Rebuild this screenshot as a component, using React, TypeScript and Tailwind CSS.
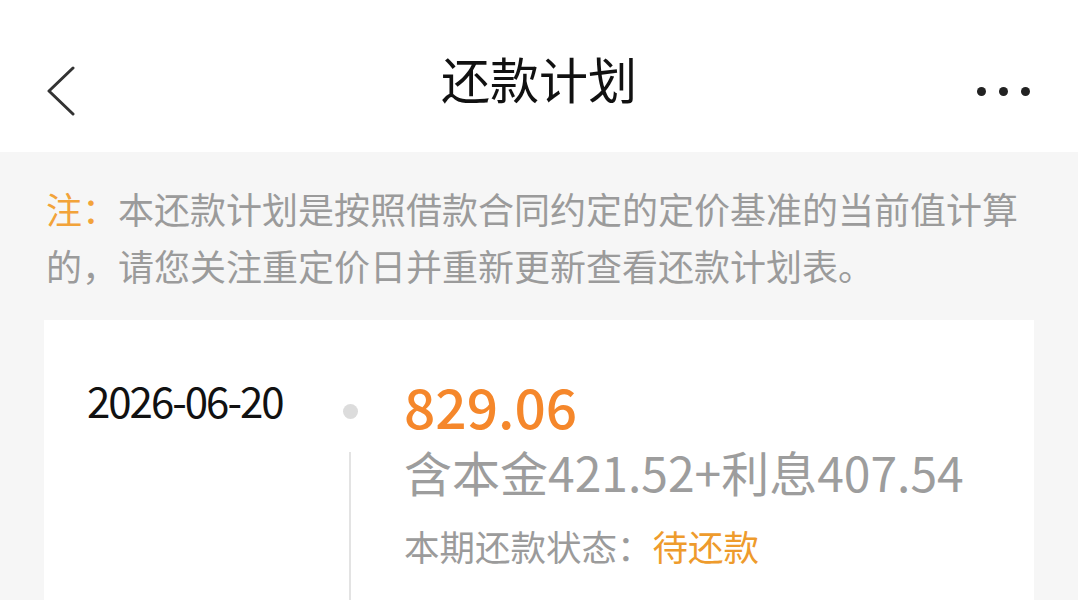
import React from "react";

const FONT = '"Noto Sans CJK SC", "Noto Sans", sans-serif';

function BackIcon() {
  return (
    <svg width="30" height="50" viewBox="0 0 30 50" fill="none">
      <path d="M27 2 L3 25 L27 48" stroke="#333333" strokeWidth="3" strokeLinecap="round" strokeLinejoin="round" />
    </svg>
  );
}

function MoreIcon() {
  return (
    <div className="flex items-center gap-[13px]">
      <span className="block w-[9px] h-[9px] rounded-full bg-[#222222]" />
      <span className="block w-[9px] h-[9px] rounded-full bg-[#222222]" />
      <span className="block w-[9px] h-[9px] rounded-full bg-[#222222]" />
    </div>
  );
}

export default function App() {
  return (
    <div className="w-full h-[600px] overflow-hidden bg-[#f6f6f6]" style={{ fontFamily: FONT }}>
      {/* Top navigation bar */}
      <header className="relative h-[152px] bg-white flex items-center justify-center">
        <div className="absolute left-[46px] top-[66px]">
          <BackIcon />
        </div>
        <h1 className="text-[49px] leading-none text-[#111111] font-normal mt-[2px]">还款计划</h1>
        <div className="absolute right-[48px] top-[87px]">
          <MoreIcon />
        </div>
      </header>

      {/* Notice */}
      <p className="pl-[46px] pr-[20px] pt-[28px] text-[36px] leading-[57px] text-[#9b9b9b]">
        <span className="text-[#f2a33a]">注：</span>本还款计划是按照借款合同约定的定价基准的当前值计算
        <br />
        的，请您关注重定价日并重新更新查看还款计划表。
      </p>

      {/* Repayment card */}
      <section className="mx-[44px] mt-[26px] bg-white h-[320px] flex pl-[43px]">
        <div className="w-[250px] pt-[56px]">
          <div className="text-[42px] leading-[48px] text-[#111111] tracking-[-2px]">2026-06-20</div>
        </div>

        <div className="w-[26px] flex flex-col items-center pt-[84px]">
          <span className="block w-[15px] h-[15px] rounded-full bg-[#dcdcdc]" />
          <span className="block w-[2px] flex-1 mt-[33px] bg-[#e3e3e3]" />
        </div>

        <div className="ml-[41px] pt-[58px] flex flex-col">
          <div className="text-[55px] leading-[55px] text-[#f5872b] font-medium">829.06</div>
          <div className="mt-[14px] text-[48px] leading-[48px] text-[#9d9d9d]">含本金421.52+利息407.54</div>
          <div className="mt-[33px] text-[35.5px] leading-[36px] text-[#9b9b9b]">
            本期还款状态：<span className="text-[#ee9b2c]">待还款</span>
          </div>
        </div>
      </section>
    </div>
  );
}
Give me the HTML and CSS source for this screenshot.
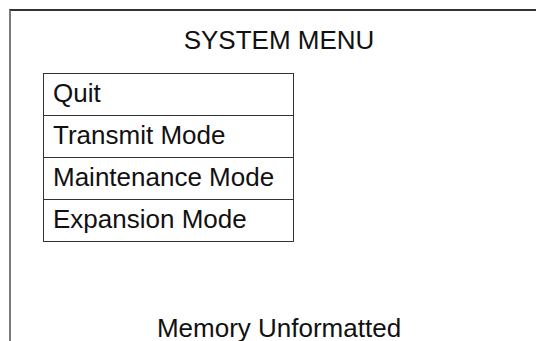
FILE: index.html
```html
<!DOCTYPE html>
<html lang="en">
<head>
    <meta charset="UTF-8">
    <meta name="viewport" content="width=device-width, initial-scale=1.0">
    <title>System Menu</title>
    <link rel="stylesheet" href="styles.css">
</head>
<body>
    <div class="screen">
        <h1 class="title">SYSTEM MENU</h1>

        <ul class="menu">
            <li>Quit</li>
            <li>Transmit Mode</li>
            <li>Maintenance Mode</li>
            <li>Expansion Mode</li>
        </ul>

        <p class="status">Memory Unformatted</p>
    </div>
</body>
</html>
```

FILE: styles.css
```css
html, body { margin: 0; padding: 0; background: #fff; overflow: hidden; }
body { font-family: "Liberation Sans", Arial, sans-serif; font-size: 26px; color: #111; }
.screen { margin: 9px 0 0 9px; width: 536px; height: 330px; border-top: 2px solid #333; border-left: 2px solid #7a7a7a; display: flex; flex-direction: column; align-items: center; }
.title { margin: 14px 0 0; font-size: 26px; font-weight: normal; line-height: 30px; }
.menu { list-style-type: none; margin: 18px 0 0 32px; padding: 0; width: 251px; align-self: flex-start; box-sizing: border-box; border: 1px solid #333; border-bottom: none; }
.menu li { padding: 4px 9px 7px; line-height: 30px; border-bottom: 1px solid #333; }
.status { margin: 73px 0 0; line-height: 26px; }
```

===============

- **Instructions for the task**
What is the number of lines in the listing above that contain the string "this"? Give only the number.

- **Solution**
2